_Task brief:_
Repeat every line of the listing below exactly, minus the pictures.
▼▼▼
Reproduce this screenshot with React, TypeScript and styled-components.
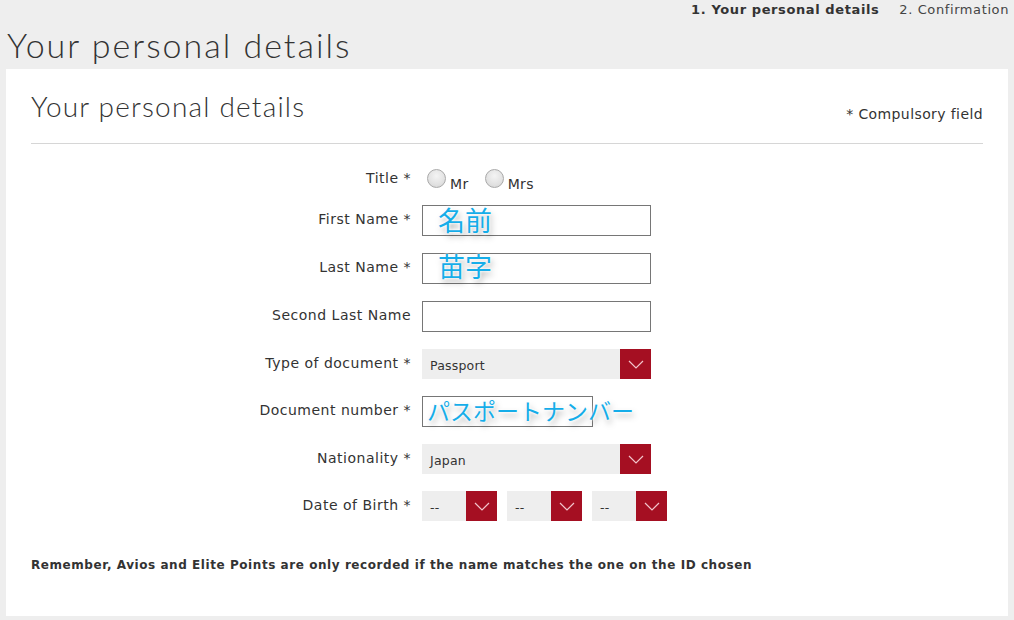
import React from "react";
import styled, { createGlobalStyle } from "styled-components";

const Global = createGlobalStyle`
  html, body { margin: 0; padding: 0; background: #eeeeee; }
  body { font-family: "DejaVu Sans", Verdana, sans-serif; color: #333; }
  * { box-sizing: border-box; }
`;

const Page = styled.div`
  width: 1014px;
  height: 620px;
  padding: 0 6px 4px 6px;
  display: flex;
  flex-direction: column;
`;

const Steps = styled.ol`
  list-style: none;
  margin: 0;
  padding: 2px 0 0 0;
  height: 23px;
  display: flex;
  justify-content: flex-end;
  gap: 20px;
  font-size: 13px;
  line-height: 16px;
  letter-spacing: 0.6px;
`;

const Step = styled.li<{ $active?: boolean }>`
  font-weight: ${(p) => (p.$active ? 700 : 400)};
  color: ${(p) => (p.$active ? "#333" : "#444")};
  margin-right: ${(p) => (p.$active ? 0 : -1)}px;
`;

const PageTitle = styled.h1`
  margin: 0 0 2px 1px;
  font-family: Lato, "Open Sans", sans-serif;
  font-weight: 300;
  font-size: 34px;
  line-height: 44px;
  color: #333;
  letter-spacing: 2px;
`;

const Card = styled.section`
  flex: 1;
  background: #fff;
  padding: 20px 25px 0 25px;
  display: flex;
  flex-direction: column;
`;

const CardHeader = styled.header`
  display: flex;
  justify-content: space-between;
  align-items: baseline;
  border-bottom: 1px solid #d6d6d6;
  padding-bottom: 20px;
`;

const CardTitle = styled.h2`
  margin: 0;
  font-family: Lato, "Open Sans", sans-serif;
  font-weight: 300;
  font-size: 28px;
  line-height: 34px;
  color: #333;
  letter-spacing: 1.2px;
`;

const Compulsory = styled.span`
  font-size: 14px;
  color: #333;
  position: relative;
  top: 2px;
  letter-spacing: 0.4px;
`;

const Form = styled.div`
  display: grid;
  grid-template-columns: 380px 1fr;
  column-gap: 11px;
  row-gap: 17px;
  margin-top: 24px;
`;

const Label = styled.label<{ $pad?: number }>`
  text-align: right;
  font-size: 14px;
  line-height: 18px;
  padding-top: ${(p) => p.$pad ?? 5}px;
  color: #333;
  letter-spacing: 0.5px;
`;

const Field = styled.div`
  position: relative;
  display: flex;
  align-items: center;
  gap: 10px;
`;

const RadioGroup = styled.div`
  display: flex;
  align-items: center;
  gap: 16px;
  padding-left: 5px;
  height: 20px;
`;

const RadioOption = styled.label`
  display: flex;
  align-items: flex-end;
  gap: 4px;
  font-size: 14px;
  color: #333;
  letter-spacing: 0.4px;
`;

const RadioCircle = styled.span`
  width: 19px;
  height: 19px;
  border-radius: 50%;
  border: 1px solid #a9a9a9;
  background: radial-gradient(circle at 50% 35%, #f4f4f4 0%, #e2e2e2 60%, #d2d2d2 100%);
  display: inline-block;
`;

const RadioText = styled.span`
  position: relative;
  top: 4px;
`;

const TextInput = styled.input<{ $w?: number }>`
  width: ${(p) => p.$w ?? 229}px;
  height: 31px;
  border: 1px solid #767676;
  border-radius: 0;
  background: #fff;
  padding: 0 6px;
  font-size: 13px;
  font-family: inherit;
  outline: none;
`;

const Select = styled.div<{ $w: number }>`
  width: ${(p) => p.$w}px;
  height: 30px;
  background: #eeeeee;
  display: flex;
  align-items: center;
  justify-content: space-between;
`;

const SelectValue = styled.span`
  font-size: 12.5px;
  padding-left: 8px;
  color: #333;
  position: relative;
  top: 1px;
  letter-spacing: 0.2px;
`;

const SelectArrow = styled.span`
  width: 31px;
  height: 30px;
  background: #a50f22;
  display: flex;
  align-items: center;
  justify-content: center;
`;

const Annotation = styled.span<{ $left: number; $size: number; $top: number }>`
  position: absolute;
  left: ${(p) => p.$left}px;
  top: ${(p) => p.$top}px;
  font-family: "Noto Sans CJK JP", sans-serif;
  font-size: ${(p) => p.$size}px;
  line-height: 1;
  color: #15ade9;
  white-space: nowrap;
  pointer-events: none;
  text-shadow: 0 0 3px #fff, 0 0 3px #fff, 2px 4px 6px rgba(0, 0, 0, 0.35);
`;

const Note = styled.p`
  margin: 37px 0 0 0;
  font-size: 12px;
  font-weight: 700;
  color: #333;
  letter-spacing: 0.56px;
`;

const Chevron = () => (
  <svg width="16" height="9" viewBox="0 0 16 9">
    <polyline points="1,1 8,8 15,1" fill="none" stroke="#f2c4cb" strokeWidth="1.2" />
  </svg>
);

const SelectBox = ({ w, value }: { w: number; value: string }) => (
  <Select $w={w}>
    <SelectValue>{value}</SelectValue>
    <SelectArrow>
      <Chevron />
    </SelectArrow>
  </Select>
);

export default function App() {
  return (
    <>
      <Global />
      <Page>
        <Steps>
          <Step $active>1. Your personal details</Step>
          <Step>2. Confirmation</Step>
        </Steps>
        <PageTitle>Your personal details</PageTitle>
        <Card>
          <CardHeader>
            <CardTitle>Your personal details</CardTitle>
            <Compulsory>* Compulsory field</Compulsory>
          </CardHeader>
          <Form>
            <Label $pad={1}>Title *</Label>
            <RadioGroup>
              <RadioOption>
                <RadioCircle />
                <RadioText>Mr</RadioText>
              </RadioOption>
              <RadioOption>
                <RadioCircle />
                <RadioText>Mrs</RadioText>
              </RadioOption>
            </RadioGroup>

            <Label>First Name *</Label>
            <Field>
              <TextInput />
              <Annotation $left={16} $top={1} $size={27}>名前</Annotation>
            </Field>

            <Label>Last Name *</Label>
            <Field>
              <TextInput />
              <Annotation $left={16} $top={-1} $size={27}>苗字</Annotation>
            </Field>

            <Label>Second Last Name</Label>
            <Field>
              <TextInput />
            </Field>

            <Label>Type of document *</Label>
            <Field>
              <SelectBox w={229} value="Passport" />
            </Field>

            <Label>Document number *</Label>
            <Field>
              <TextInput $w={171} />
              <Annotation $left={5} $top={3} $size={23}>パスポートナンバー</Annotation>
            </Field>

            <Label>Nationality *</Label>
            <Field>
              <SelectBox w={229} value="Japan" />
            </Field>

            <Label>Date of Birth *</Label>
            <Field>
              <SelectBox w={75} value="--" />
              <SelectBox w={75} value="--" />
              <SelectBox w={75} value="--" />
            </Field>
          </Form>
          <Note>Remember, Avios and Elite Points are only recorded if the name matches the one on the ID chosen</Note>
        </Card>
      </Page>
    </>
  );
}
▲▲▲
_Task output:_
Reproduce this screenshot with React, TypeScript and styled-components.
import React from "react";
import styled, { createGlobalStyle } from "styled-components";

const Global = createGlobalStyle`
  html, body { margin: 0; padding: 0; background: #eeeeee; }
  body { font-family: "DejaVu Sans", Verdana, sans-serif; color: #333; }
  * { box-sizing: border-box; }
`;

const Page = styled.div`
  width: 1014px;
  height: 620px;
  padding: 0 6px 4px 6px;
  display: flex;
  flex-direction: column;
`;

const Steps = styled.ol`
  list-style: none;
  margin: 0;
  padding: 2px 0 0 0;
  height: 23px;
  display: flex;
  justify-content: flex-end;
  gap: 20px;
  font-size: 13px;
  line-height: 16px;
  letter-spacing: 0.6px;
`;

const Step = styled.li<{ $active?: boolean }>`
  font-weight: ${(p) => (p.$active ? 700 : 400)};
  color: ${(p) => (p.$active ? "#333" : "#444")};
  margin-right: ${(p) => (p.$active ? 0 : -1)}px;
`;

const PageTitle = styled.h1`
  margin: 0 0 2px 1px;
  font-family: Lato, "Open Sans", sans-serif;
  font-weight: 300;
  font-size: 34px;
  line-height: 44px;
  color: #333;
  letter-spacing: 2px;
`;

const Card = styled.section`
  flex: 1;
  background: #fff;
  padding: 20px 25px 0 25px;
  display: flex;
  flex-direction: column;
`;

const CardHeader = styled.header`
  display: flex;
  justify-content: space-between;
  align-items: baseline;
  border-bottom: 1px solid #d6d6d6;
  padding-bottom: 20px;
`;

const CardTitle = styled.h2`
  margin: 0;
  font-family: Lato, "Open Sans", sans-serif;
  font-weight: 300;
  font-size: 28px;
  line-height: 34px;
  color: #333;
  letter-spacing: 1.2px;
`;

const Compulsory = styled.span`
  font-size: 14px;
  color: #333;
  position: relative;
  top: 2px;
  letter-spacing: 0.4px;
`;

const Form = styled.div`
  display: grid;
  grid-template-columns: 380px 1fr;
  column-gap: 11px;
  row-gap: 17px;
  margin-top: 24px;
`;

const Label = styled.label<{ $pad?: number }>`
  text-align: right;
  font-size: 14px;
  line-height: 18px;
  padding-top: ${(p) => p.$pad ?? 5}px;
  color: #333;
  letter-spacing: 0.5px;
`;

const Field = styled.div`
  position: relative;
  display: flex;
  align-items: center;
  gap: 10px;
`;

const RadioGroup = styled.div`
  display: flex;
  align-items: center;
  gap: 16px;
  padding-left: 5px;
  height: 20px;
`;

const RadioOption = styled.label`
  display: flex;
  align-items: flex-end;
  gap: 4px;
  font-size: 14px;
  color: #333;
  letter-spacing: 0.4px;
`;

const RadioCircle = styled.span`
  width: 19px;
  height: 19px;
  border-radius: 50%;
  border: 1px solid #a9a9a9;
  background: radial-gradient(circle at 50% 35%, #f4f4f4 0%, #e2e2e2 60%, #d2d2d2 100%);
  display: inline-block;
`;

const RadioText = styled.span`
  position: relative;
  top: 4px;
`;

const TextInput = styled.input<{ $w?: number }>`
  width: ${(p) => p.$w ?? 229}px;
  height: 31px;
  border: 1px solid #767676;
  border-radius: 0;
  background: #fff;
  padding: 0 6px;
  font-size: 13px;
  font-family: inherit;
  outline: none;
`;

const Select = styled.div<{ $w: number }>`
  width: ${(p) => p.$w}px;
  height: 30px;
  background: #eeeeee;
  display: flex;
  align-items: center;
  justify-content: space-between;
`;

const SelectValue = styled.span`
  font-size: 12.5px;
  padding-left: 8px;
  color: #333;
  position: relative;
  top: 1px;
  letter-spacing: 0.2px;
`;

const SelectArrow = styled.span`
  width: 31px;
  height: 30px;
  background: #a50f22;
  display: flex;
  align-items: center;
  justify-content: center;
`;

const Annotation = styled.span<{ $left: number; $size: number; $top: number }>`
  position: absolute;
  left: ${(p) => p.$left}px;
  top: ${(p) => p.$top}px;
  font-family: "Noto Sans CJK JP", sans-serif;
  font-size: ${(p) => p.$size}px;
  line-height: 1;
  color: #15ade9;
  white-space: nowrap;
  pointer-events: none;
  text-shadow: 0 0 3px #fff, 0 0 3px #fff, 2px 4px 6px rgba(0, 0, 0, 0.35);
`;

const Note = styled.p`
  margin: 37px 0 0 0;
  font-size: 12px;
  font-weight: 700;
  color: #333;
  letter-spacing: 0.56px;
`;

const Chevron = () => (
  <svg width="16" height="9" viewBox="0 0 16 9">
    <polyline points="1,1 8,8 15,1" fill="none" stroke="#f2c4cb" strokeWidth="1.2" />
  </svg>
);

const SelectBox = ({ w, value }: { w: number; value: string }) => (
  <Select $w={w}>
    <SelectValue>{value}</SelectValue>
    <SelectArrow>
      <Chevron />
    </SelectArrow>
  </Select>
);

export default function App() {
  return (
    <>
      <Global />
      <Page>
        <Steps>
          <Step $active>1. Your personal details</Step>
          <Step>2. Confirmation</Step>
        </Steps>
        <PageTitle>Your personal details</PageTitle>
        <Card>
          <CardHeader>
            <CardTitle>Your personal details</CardTitle>
            <Compulsory>* Compulsory field</Compulsory>
          </CardHeader>
          <Form>
            <Label $pad={1}>Title *</Label>
            <RadioGroup>
              <RadioOption>
                <RadioCircle />
                <RadioText>Mr</RadioText>
              </RadioOption>
              <RadioOption>
                <RadioCircle />
                <RadioText>Mrs</RadioText>
              </RadioOption>
            </RadioGroup>

            <Label>First Name *</Label>
            <Field>
              <TextInput />
              <Annotation $left={16} $top={1} $size={27}>名前</Annotation>
            </Field>

            <Label>Last Name *</Label>
            <Field>
              <TextInput />
              <Annotation $left={16} $top={-1} $size={27}>苗字</Annotation>
            </Field>

            <Label>Second Last Name</Label>
            <Field>
              <TextInput />
            </Field>

            <Label>Type of document *</Label>
            <Field>
              <SelectBox w={229} value="Passport" />
            </Field>

            <Label>Document number *</Label>
            <Field>
              <TextInput $w={171} />
              <Annotation $left={5} $top={3} $size={23}>パスポートナンバー</Annotation>
            </Field>

            <Label>Nationality *</Label>
            <Field>
              <SelectBox w={229} value="Japan" />
            </Field>

            <Label>Date of Birth *</Label>
            <Field>
              <SelectBox w={75} value="--" />
              <SelectBox w={75} value="--" />
              <SelectBox w={75} value="--" />
            </Field>
          </Form>
          <Note>Remember, Avios and Elite Points are only recorded if the name matches the one on the ID chosen</Note>
        </Card>
      </Page>
    </>
  );
}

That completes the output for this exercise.